Looking at electric vehicles in combination with some renewable energy source, you might properly come to the conclusion that they are cleaner than conventional vehicles.
Electric vehicle use emissions are most definitely cleaner, but what happens when you consider lifecycle emissions? For example, aside from the power supply that is used to charge the lithium-ion battery pack, what about the emissions generated manufacturing the battery pack itself?
A recent study completed by Renault, a French automaker, recently completed a study that compares the lifecycle emissions of three vehicles in the Renault Fluence lineup. The conventional vehicles, the diesel version, powered by a 1.5ℓ i4 engine, and the gasoline version, powered by a 1.6ℓ i4, were compared to the ZE electric vehicle, with a 22kWh lithium-ion battery pack and 70kW electric motor.

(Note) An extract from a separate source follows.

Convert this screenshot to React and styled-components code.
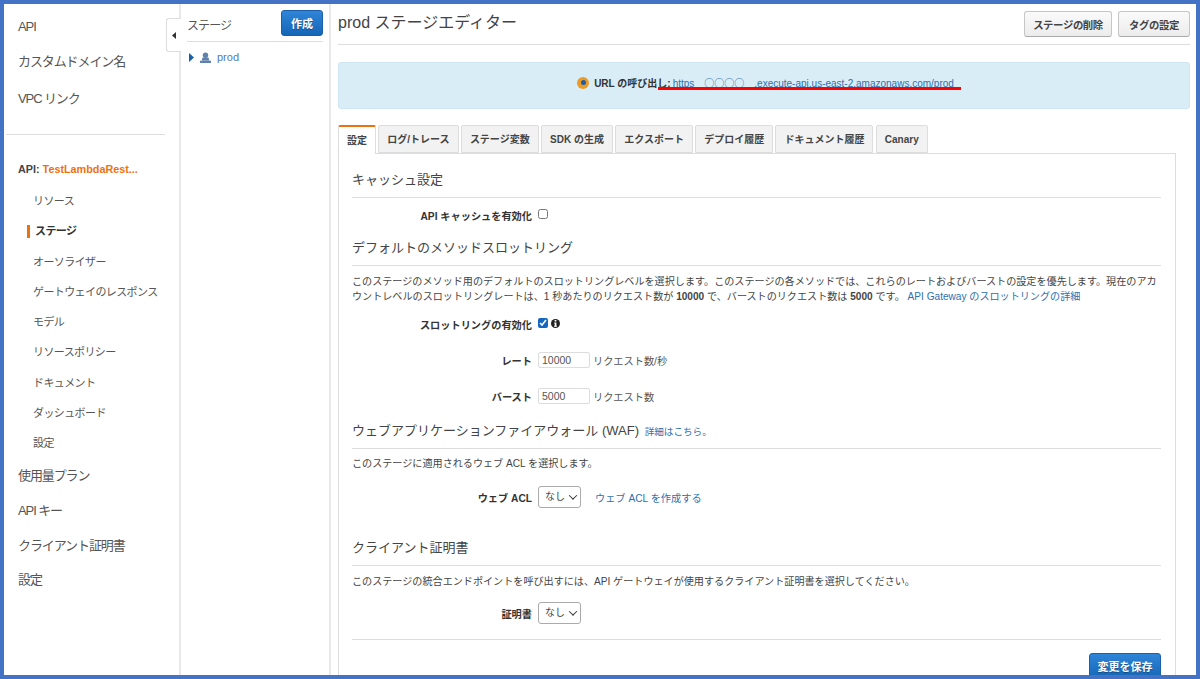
import React from "react";
import styled, { createGlobalStyle } from "styled-components";

const GlobalStyle = createGlobalStyle`
  html, body {
    margin: 0;
    padding: 0;
    background: #fff;
    font-family: "Liberation Sans", "Noto Sans CJK JP", sans-serif;
  }
  * { box-sizing: border-box; }
`;

const navSub = ["リソース", "ステージ", "オーソライザー", "ゲートウェイのレスポンス", "モデル", "リソースポリシー", "ドキュメント", "ダッシュボード", "設定"];
const navBottom = ["使用量プラン", "API キー", "クライアント証明書", "設定"];
const tabs = ["設定", "ログ/トレース", "ステージ変数", "SDK の生成", "エクスポート", "デプロイ履歴", "ドキュメント履歴", "Canary"];

const App = () => {
  return (
    <Frame>
      <GlobalStyle />
      <Sidebar>
        <NavTop>
          <NavItem>API</NavItem>
          <NavItem>カスタムドメイン名</NavItem>
          <NavItem $top={3}>VPC リンク</NavItem>
        </NavTop>
        <NavLine />
        <ApiName>API: <span>TestLambdaRest...</span></ApiName>
        <SubNav>
          {navSub.map((t) => <SubItem key={t} $active={t === "ステージ"}>{t}</SubItem>)}
        </SubNav>
        <div>
          {navBottom.map((t) => <NavItem key={t}>{t}</NavItem>)}
        </div>
      </Sidebar>
      <StagePane>
        <CollapseTab>
          <svg width="4" height="7" viewBox="0 0 4 7"><path d="M4 0v7L0 3.5z" fill="#333" /></svg>
        </CollapseTab>
        <StageHead>
          <StageTitle>ステージ</StageTitle>
          <PrimaryButton>作成</PrimaryButton>
        </StageHead>
        <TreeRow>
          <svg width="5" height="9" viewBox="0 0 5 9"><path d="M0 0l5 4.5L0 9z" fill="#1a5fa8" /></svg>
          <svg width="11" height="11" viewBox="0 0 11 11">
            <circle cx="5.5" cy="3.2" r="2.7" fill="#5f82ad" />
            <path d="M2.5 5.5h6l.8 3H1.7zM0 8.8h11V11H0z" fill="#5f82ad" />
          </svg>
          <TreeLink>prod</TreeLink>
        </TreeRow>
      </StagePane>
      <Main>
        <Header>
          <PageTitle>prod ステージエディター</PageTitle>
          <HeaderButtons>
            <GreyButton $w={88}>ステージの削除</GreyButton>
            <GreyButton $w={72}>タグの設定</GreyButton>
          </HeaderButtons>
        </Header>
        <Banner>
          <BannerDot />
          <strong>URL の呼び出し:</strong>
          <BannerLink>https<Circles>○○○○</Circles>.execute-api.us-east-2.amazonaws.com/prod</BannerLink>
          <RedLine />
        </Banner>
        <TabBar>
          {tabs.map((t, i) => <Tab key={t} $active={i === 0}>{t}</Tab>)}
        </TabBar>
        <Panel>
          <SectionTitle>キャッシュ設定</SectionTitle>
          <FormRow $h={34}>
            <FieldLabel>API キャッシュを有効化</FieldLabel>
            <Check type="checkbox" readOnly />
          </FormRow>
          <SectionTitle $top={5}>デフォルトのメソッドスロットリング</SectionTitle>
          <Body $top={8}>
            このステージのメソッド用のデフォルトのスロットリングレベルを選択します。このステージの各メソッドでは、これらのレートおよびバーストの設定を優先します。現在のアカウントレベルのスロットリングレートは、1 秒あたりのリクエスト数が <b>10000</b> で、バーストのリクエスト数は <b>5000</b> です。 <BlueLink>API Gateway のスロットリングの詳細</BlueLink>
          </Body>
          <FormRow $h={35} $top={3}>
            <FieldLabel>スロットリングの有効化</FieldLabel>
            <Check type="checkbox" checked readOnly />
            <InfoIcon>
              <svg width="9" height="11" viewBox="0 0 9 11">
                <circle cx="4.5" cy="5.5" r="4.5" fill="#222" />
                <path d="M3.6 2h1.8v1.5H3.6zM3.2 4.4h2.2v3.4h.6v1H3v-1h.7V5.4h-.5z" fill="#fff" />
              </svg>
            </InfoIcon>
          </FormRow>
          <FormRow $h={36}>
            <FieldLabel>レート</FieldLabel>
            <NumberBox>10000</NumberBox>
            <Unit>リクエスト数/秒</Unit>
          </FormRow>
          <FormRow $h={36}>
            <FieldLabel>バースト</FieldLabel>
            <NumberBox>5000</NumberBox>
            <Unit>リクエスト数</Unit>
          </FormRow>
          <SectionTitle $top={6}>ウェブアプリケーションファイアウォール (WAF) <SmallLink>詳細はこちら。</SmallLink></SectionTitle>
          <Body $top={7}>このステージに適用されるウェブ ACL を選択します。</Body>
          <FormRow $h={36} $top={8}>
            <FieldLabel>ウェブ ACL</FieldLabel>
            <SelectBox>なし<Caret /></SelectBox>
            <AclLink>ウェブ ACL を作成する</AclLink>
          </FormRow>
          <SectionTitle $top={22}>クライアント証明書</SectionTitle>
          <Body $top={8}>このステージの統合エンドポイントを呼び出すには、API ゲートウェイが使用するクライアント証明書を選択してください。</Body>
          <FormRow $h={36} $top={6}>
            <FieldLabel>証明書</FieldLabel>
            <SelectBox>なし<Caret /></SelectBox>
          </FormRow>
          <FootLine />
          <Footer>
            <PrimaryButton $wide>変更を保存</PrimaryButton>
          </Footer>
        </Panel>
      </Main>
    </Frame>
  );
};

export default App;

const Frame = styled.div`
  width: 1200px;
  height: 679px;
  border: 4px solid #4472c4;
  overflow: hidden;
  display: flex;
  background: #fff;
  color: #444;
  font-size: 12px;
`;

const Sidebar = styled.nav`
  width: 177px;
  flex: none;
  border-right: 2px solid #e8e8e8;
  height: 100%;
`;

const NavTop = styled.div`
  padding-top: 5px;
`;

const NavItem = styled.div`
  height: 34.7px;
  margin-top: ${(p) => p.$top || 0}px;
  padding-left: 14px;
  font-size: 13px;
  letter-spacing: -1.1px;
  line-height: 35px;
  color: #555;
  white-space: nowrap;
`;

const NavLine = styled.div`
  height: 1px;
  margin: 18px 14px 0 2px;
  background: #ddd;
`;

const ApiName = styled.div`
  margin-top: 26px;
  padding-left: 14px;
  font-size: 10.8px;
  font-weight: bold;
  color: #444;
  line-height: 16px;
  span { color: #ec7211; }
`;

const SubNav = styled.div`
  margin-top: 9px;
`;

const SubItem = styled.div`
  height: 30.25px;
  line-height: 30px;
  padding-left: ${(p) => (p.$active ? "23px" : "29px")};
  font-size: 11px;
  letter-spacing: -0.6px;
  color: ${(p) => (p.$active ? "#333" : "#555")};
  font-weight: ${(p) => (p.$active ? "bold" : "normal")};
  white-space: nowrap;
  display: flex;
  align-items: center;
  ${(p) => p.$active && `
    &::before {
      content: "";
      width: 3px;
      height: 13px;
      background: #ec7211;
      margin-right: 5px;
    }
  `}
`;

const StagePane = styled.section`
  position: relative;
  width: 150px;
  flex: none;
  border-right: 2px solid #e8e8e8;
  height: 100%;
  padding: 6px 6px 0 6px;
`;

const CollapseTab = styled.div`
  position: absolute;
  left: -15px;
  top: 14px;
  width: 15px;
  height: 34px;
  background: #fff;
  border: 1px solid #ddd;
  border-right: none;
  border-radius: 3px 0 0 3px;
  display: flex;
  align-items: center;
  justify-content: center;
`;

const StageHead = styled.div`
  display: flex;
  justify-content: space-between;
  align-items: flex-start;
  height: 32px;
  border-bottom: 1px solid #ddd;
`;

const StageTitle = styled.div`
  font-size: 12px;
  letter-spacing: -0.9px;
  color: #555;
  line-height: 26px;
  padding-top: 3px;
`;

const PrimaryButton = styled.button`
  width: ${(p) => (p.$wide ? "72px" : "42px")};
  height: 26px;
  border: 1px solid #1a5fa8;
  border-radius: 3px;
  background: linear-gradient(#2f85d8, #1566b7);
  color: #fff;
  font-family: inherit;
  font-size: 11px;
  font-weight: bold;
  padding: 0;
  text-shadow: 0 1px 1px rgba(0, 0, 0, 0.35);
`;

const TreeRow = styled.div`
  display: flex;
  align-items: center;
  gap: 5px;
  padding: 7px 0 0 2px;
  height: 23px;
  svg:nth-child(2) { margin-right: 1px; margin-left: 1px; }
`;

const TreeLink = styled.span`
  color: #4f7cb5;
  font-size: 11px;
`;

const Main = styled.main`
  flex: 1;
  min-width: 0;
  padding: 0 6px 0 7px;
`;

const Header = styled.header`
  height: 41px;
  padding-top: 7px;
  border-bottom: 1px solid #ddd;
  display: flex;
  justify-content: space-between;
  align-items: flex-start;
`;

const PageTitle = styled.h1`
  margin: 0;
  font-size: 16px;
  font-weight: normal;
  color: #444;
  line-height: 24px;
`;

const HeaderButtons = styled.div`
  display: flex;
  gap: 6px;
`;

const GreyButton = styled.button`
  width: ${(p) => p.$w}px;
  height: 26px;
  padding: 0;
  border: 1px solid #c6c6c6;
  border-bottom-color: #aaa;
  border-radius: 3px;
  background: linear-gradient(#fafafa, #ececec);
  color: #444;
  font-family: inherit;
  font-size: 10.4px;
  letter-spacing: -0.4px;
  font-weight: bold;
  white-space: nowrap;
`;

const Banner = styled.div`
  position: relative;
  margin-top: 17px;
  height: 47px;
  background: #d9edf7;
  border: 1px solid #cfe6f2;
  border-radius: 3px;
  display: flex;
  align-items: center;
  justify-content: center;
  font-size: 10px;
  color: #333;
  padding: 0 0 6px 3px;
`;

const BannerDot = styled.span`
  width: 12px;
  height: 12px;
  border-radius: 50%;
  background: #ec9c26;
  margin-right: 5px;
  display: flex;
  align-items: center;
  justify-content: center;
  &::after {
    content: "";
    width: 5px;
    height: 5px;
    border-radius: 50%;
    background: #1d5da8;
  }
`;

const BannerLink = styled.span`
  color: #2f6fb0;
  margin-left: 2px;
`;

const Circles = styled.span`
  margin: 0 10px;
  font-family: "Noto Sans CJK JP", sans-serif;
`;

const RedLine = styled.span`
  position: absolute;
  left: 319px;
  top: 24px;
  width: 303px;
  height: 3px;
  background: #f00;
`;

const TabBar = styled.div`
  margin-top: 16px;
  display: flex;
  gap: 2.3px;
  height: 28px;
  align-items: flex-end;
`;

const Tab = styled.div`
  height: ${(p) => (p.$active ? "29px" : "28px")};
  padding: 0 8px;
  line-height: 27px;
  font-size: 10px;
  font-weight: bold;
  color: #444;
  white-space: nowrap;
  background: ${(p) => (p.$active ? "#fff" : "#f2f2f2")};
  border: 1px solid #ddd;
  border-top: ${(p) => (p.$active ? "2px solid #ec7211" : "1px solid #ddd")};
  border-bottom: ${(p) => (p.$active ? "none" : "1px solid #ddd")};
  border-radius: 2px 2px 0 0;
  margin-bottom: ${(p) => (p.$active ? "-1px" : "0")};
  position: relative;
  z-index: 1;
`;

const Panel = styled.section`
  width: 838px;
  height: 540px;
  border: 1px solid #ddd;
  padding: 15px 14px 0 13px;
`;

const SectionTitle = styled.h2`
  margin: ${(p) => p.$top || 0}px 0 0;
  height: 29px;
  border-bottom: 1px solid #ddd;
  font-size: 13px;
  line-height: 22px;
  font-weight: normal;
  color: #444;
`;

const FormRow = styled.div`
  display: flex;
  align-items: center;
  height: ${(p) => p.$h}px;
  margin-top: ${(p) => p.$top || 0}px;
`;

const FieldLabel = styled.label`
  width: 180px;
  flex: none;
  margin-right: 6px;
  text-align: right;
  font-size: 10.2px;
  font-weight: bold;
  color: #333;
  white-space: nowrap;
`;

const Check = styled.input`
  width: 10px;
  height: 10px;
  margin: -3px 0 0 0;
  accent-color: #1566c0;
`;

const InfoIcon = styled.span`
  margin: -3px 0 0 3px;
  display: flex;
`;

const Body = styled.p`
  margin: ${(p) => p.$top || 0}px 0 0;
  font-size: 10.1px;
  line-height: 15px;
  color: #444;
`;

const BlueLink = styled.a`
  color: #2f6fb0;
`;

const SmallLink = styled.a`
  margin-left: 2px;
  font-size: 9.6px;
  color: #2f6fb0;
`;

const NumberBox = styled.div`
  width: 52px;
  height: 16px;
  border: 1px solid #ddd;
  border-radius: 2px;
  padding-left: 3px;
  font-size: 10.5px;
  line-height: 14px;
  color: #555;
`;

const Unit = styled.span`
  margin-left: 3px;
  font-size: 10.2px;
  color: #555;
`;

const SelectBox = styled.div`
  width: 43px;
  height: 22px;
  border: 1px solid #aaa;
  border-radius: 3px;
  padding-left: 6px;
  font-size: 10px;
  line-height: 20px;
  color: #444;
  display: flex;
  align-items: center;
  justify-content: space-between;
  padding-right: 4px;
`;

const Caret = styled.span`
  width: 6px;
  height: 6px;
  border-right: 1.5px solid #333;
  border-bottom: 1.5px solid #333;
  transform: rotate(45deg) translate(-1px, -1px);
`;

const AclLink = styled.a`
  margin-left: 14px;
  font-size: 10.2px;
  color: #2f6fb0;
`;

const FootLine = styled.div`
  margin-top: 8px;
  height: 1px;
  background: #ddd;
`;

const Footer = styled.div`
  display: flex;
  justify-content: flex-end;
  padding-top: 13px;
`;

A number of lifecycle emissions factors were included in the Renault study, including links to energy sources, water and air pollution, and carbon dioxide emissions, among others, at four different stages in the lifecycle, from production to recycling. The lithium-ion battery pack and electric motor did push up emissions for a couple of factors, but overall, the ZE electric vehicle has lower lifecycle emissions than the diesel and gasoline conventional vehicles. [See Image for Comparison.]
What’s the deciding factor? Lifecycle emissions pretty much boil down to what fuel you use. Diesel fuel ends up being cleaner than gasoline, mainly because diesel engines are inherently more efficient, but are still worse for the environment than electric vehicles.
Some may point to dirty power plants pushing emissions higher when recharging, but a Stanford University study points out that even powered by coal, electric vehicles are cleaner. Since the 2006 Study, coal power has actually dropped, meaning electric vehicles are actually getting cleaner as the power grid gets cleaner.